A Pension on Divorce Expert, or PODE, is a qualified actuary or financial planner who specialises in the valuation and division of pension assets within divorce proceedings. Engaging a PODE, particularly where one or both parties hold a defined benefit pension, is not an extravagance — it is a proportionate response to an asset that may represent the largest component of the marital estate.
Independently, a qualified financial planner can model the long-term cash flow implications of different settlement structures, allowing both parties to understand not just what they are receiving today, but what that asset will be worth in twenty or thirty years' time.
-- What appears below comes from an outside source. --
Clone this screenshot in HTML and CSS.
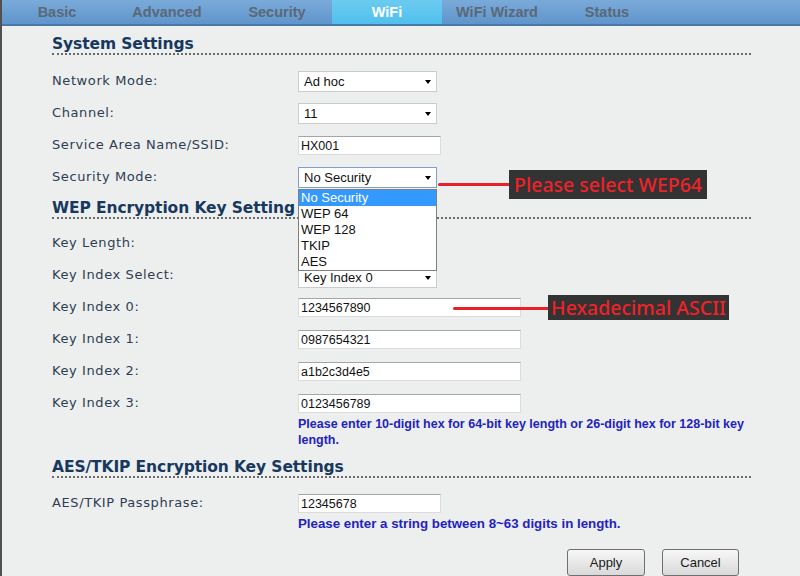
FILE: index.html
```html
<!DOCTYPE html>
<html>
<head>
<meta charset="utf-8">
<title>WiFi</title>
<link rel="stylesheet" href="styles.css">
</head>
<body>
<div class="page">
  <nav class="tabs">
    <div class="tab">Basic</div>
    <div class="tab">Advanced</div>
    <div class="tab">Security</div>
    <div class="tab active">WiFi</div>
    <div class="tab">WiFi Wizard</div>
    <div class="tab">Status</div>
  </nav>
  <main class="content">
    <h2 class="section-title first">System Settings</h2>
    <div class="rows">
      <div class="row">
        <div class="label">Network Mode:</div>
        <div class="field"><div class="select">Ad hoc<span class="arrow"></span></div></div>
      </div>
      <div class="row">
        <div class="label">Channel:</div>
        <div class="field"><div class="select">11<span class="arrow"></span></div></div>
      </div>
      <div class="row">
        <div class="label">Service Area Name/SSID:</div>
        <div class="field"><input class="text short" type="text" value="HX001"></div>
      </div>
      <div class="row">
        <div class="label">Security Mode:</div>
        <div class="field">
          <div class="anchor">
            <div class="select focus">No Security<span class="arrow"></span></div>
            <ul class="dropdown">
              <li class="sel">No Security</li>
              <li>WEP 64</li>
              <li>WEP 128</li>
              <li>TKIP</li>
              <li>AES</li>
            </ul>
            <span class="callout-line line-1"></span>
            <span class="callout box-1">Please select WEP64</span>
          </div>
        </div>
      </div>
    </div>

    <h2 class="section-title wep">WEP Encryption Key Setting</h2>
    <div class="rows wep-rows">
      <div class="row">
        <div class="label">Key Length:</div>
        <div class="field"><div class="select"><span class="arrow"></span></div></div>
      </div>
      <div class="row">
        <div class="label">Key Index Select:</div>
        <div class="field"><div class="select select-low">Key Index 0<span class="arrow"></span></div></div>
      </div>
      <div class="row">
        <div class="label">Key Index 0:</div>
        <div class="field">
          <div class="anchor">
            <input class="text long" type="text" value="1234567890">
            <span class="callout-line line-2"></span>
            <span class="callout box-2">Hexadecimal ASCII</span>
          </div>
        </div>
      </div>
      <div class="row">
        <div class="label">Key Index 1:</div>
        <div class="field"><input class="text long" type="text" value="0987654321"></div>
      </div>
      <div class="row">
        <div class="label">Key Index 2:</div>
        <div class="field"><input class="text long" type="text" value="a1b2c3d4e5"></div>
      </div>
      <div class="row hint-row">
        <div class="label">Key Index 3:</div>
        <div class="field">
          <input class="text long" type="text" value="0123456789">
          <p class="hint">Please enter 10-digit hex for 64-bit key length or 26-digit hex for 128-bit key length.</p>
        </div>
      </div>
    </div>

    <h2 class="section-title aes">AES/TKIP Encryption Key Settings</h2>
    <div class="rows aes-rows">
      <div class="row hint-row">
        <div class="label">AES/TKIP Passphrase:</div>
        <div class="field">
          <input class="text short" type="text" value="12345678">
          <p class="hint hint-lg">Please enter a string between 8~63 digits in length.</p>
        </div>
      </div>
    </div>

    <div class="actions">
      <button class="btn" type="button">Apply</button>
      <button class="btn" type="button">Cancel</button>
    </div>
  </main>
</div>
</body>
</html>
```

FILE: styles.css
```css
html, body {
  margin: 0;
  padding: 0;
  height: 576px;
  overflow: hidden;
}

body {
  background: #edeeee;
  font-family: "Liberation Sans", Arial, sans-serif;
}

.page {
  height: 576px;
  border-left: 2px solid #505050;
  box-sizing: border-box;
  background: #edeeee;
}

/* ---------- tabs ---------- */
.tabs {
  display: flex;
  height: 24px;
  background: linear-gradient(#7aaad9, #5f95cc);
  border-bottom: 2px solid #4a78a8;
}

.tab {
  width: 110px;
  line-height: 24px;
  text-align: center;
  font-weight: bold;
  font-size: 14.5px;
  color: #5b6876;
}

.tab.active {
  background: linear-gradient(#6ccbf0, #50c0ee);
  color: #ffffff;
}

/* ---------- content ---------- */
.content {
  padding: 0 49px 0 50px;
}

.section-title {
  margin: 0;
  font-family: "DejaVu Sans", Verdana, sans-serif;
  font-weight: bold;
  font-size: 15.5px;
  line-height: 18px;
  color: #17385f;
  border-bottom: 2px dotted #6a6a6a;
  letter-spacing: -0.1px;
}

.section-title.first { margin-top: 9px; }
.section-title.wep { margin-top: 6px; }
.section-title.aes { margin-top: 5px; }

.rows { margin-top: 10px; }
.wep-rows { margin-top: 8px; }
.aes-rows { margin-top: 9px; }

.row {
  display: grid;
  grid-template-columns: 246px 1fr;
  padding: 6px 0;
  height: 20px;
}

.row.hint-row {
  height: auto;
  padding-bottom: 5px;
}

.label {
  font-family: "DejaVu Sans", Verdana, sans-serif;
  font-size: 13px;
  letter-spacing: 0.6px;
  line-height: 20px;
  color: #2e3d52;
}

.field {
  position: relative;
}

.anchor {
  position: relative;
}

/* ---------- select-like boxes ---------- */
.select {
  position: relative;
  width: 139px;
  height: 21px;
  box-sizing: border-box;
  border: 1px solid #cbcbcb;
  background: #ffffff;
  font-size: 13px;
  line-height: 19px;
  padding-left: 5px;
  color: #111111;
}

.select.select-low {
  margin-top: 2px;
}

.select.focus {
  border-color: #7d9fc8;
}

.arrow {
  position: absolute;
  right: 5px;
  top: 8px;
  width: 0;
  height: 0;
  border-top: 4px solid #000000;
  border-left: 3.5px solid transparent;
  border-right: 3.5px solid transparent;
}

.dropdown {
  position: absolute;
  left: 0;
  top: 22px;
  width: 139px;
  box-sizing: border-box;
  margin: 0;
  padding: 0;
  list-style: none;
  border: 1px solid #7f7f7f;
  background: #ffffff;
  z-index: 5;
}

.dropdown li {
  height: 16px;
  line-height: 16px;
  font-size: 13px;
  padding-left: 2px;
  color: #111111;
}

.dropdown li.sel {
  background: #3399ff;
  color: #ffffff;
}

/* ---------- text inputs ---------- */
.text {
  display: block;
  margin: 1px 0 0 0;
  height: 19px;
  box-sizing: border-box;
  border: 1px solid #dcdcdc;
  border-top-color: #a5a5a5;
  background: #ffffff;
  padding: 0 2px;
  font-family: "Liberation Sans", Arial, sans-serif;
  font-size: 12.5px;
  color: #111111;
  outline: none;
}

.text.short { width: 143px; }
.text.long { width: 223px; }

.hint {
  margin: 3px 0 0 0;
  font-size: 12.5px;
  font-weight: bold;
  line-height: 16px;
  color: #2323bd;
  max-width: 455px;
}

.hint.hint-lg {
  font-size: 13.3px;
}

/* ---------- callouts ---------- */
.callout-line {
  position: absolute;
  height: 3px;
  background: #e8202a;
  border-radius: 2px;
  z-index: 6;
}

.line-1 { left: 140px; top: 16px; width: 72px; }
.line-2 { left: 155px; top: 9px; width: 96px; }

.callout {
  position: absolute;
  box-sizing: border-box;
  background: #333333;
  color: #ee2229;
  font-family: "Noto Sans", sans-serif;
  font-size: 19.5px;
  font-weight: 500;
  white-space: nowrap;
  text-align: center;
  z-index: 6;
}

.box-1 {
  left: 211px;
  top: 3px;
  width: 198px;
  height: 29px;
  line-height: 29px;
}

.box-2 {
  left: 250px;
  top: -3px;
  width: 181px;
  height: 25px;
  line-height: 25px;
}

/* ---------- buttons ---------- */
.actions {
  display: flex;
  justify-content: flex-end;
  gap: 17px;
  margin-top: 12px;
  padding-right: 12px;
}

.btn {
  height: 27px;
  padding: 0;
  border: 1px solid #707070;
  border-radius: 3px;
  background: linear-gradient(#f7f7f7, #e8e8e8 50%, #d9d9d9);
  font-family: "Liberation Sans", Arial, sans-serif;
  font-size: 13px;
  color: #1a1a1a;
}

.btn:first-child { width: 78px; }
.btn:last-child { width: 77px; }
```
This kind of scenario analysis transforms the conversation from one focused on present-day values to one grounded in genuine financial outcomes.
For those concerned about cost, it is worth recognising that the expense of specialist financial advice during divorce proceedings is almost always modest relative to the financial consequences of proceeding without it. A settlement that appears to save money by avoiding professional input may ultimately cost far more in misallocated assets, unnecessary tax liabilities, and retirement shortfalls.
Protecting Your Financial Future After Separation
Once a settlement is agreed and the consent order is sealed, the focus must shift decisively to rebuilding. This means reviewing protection arrangements — life cover, income protection, and critical illness policies — that were previously structured around a dual-income household. It means revisiting pension contributions and considering whether additional voluntary contributions or a Lifetime ISA might accelerate the recovery of lost ground. And it means establishing a clear, independent financial plan that reflects the new reality rather than the assumptions of a previous financial life.
Divorce is rarely anything other than painful. But it does not have to be financially catastrophic. With the right specialist input at the right time, both parties can emerge from proceedings with a settlement that is not merely equal in appearance, but genuinely equitable in its long-term consequences.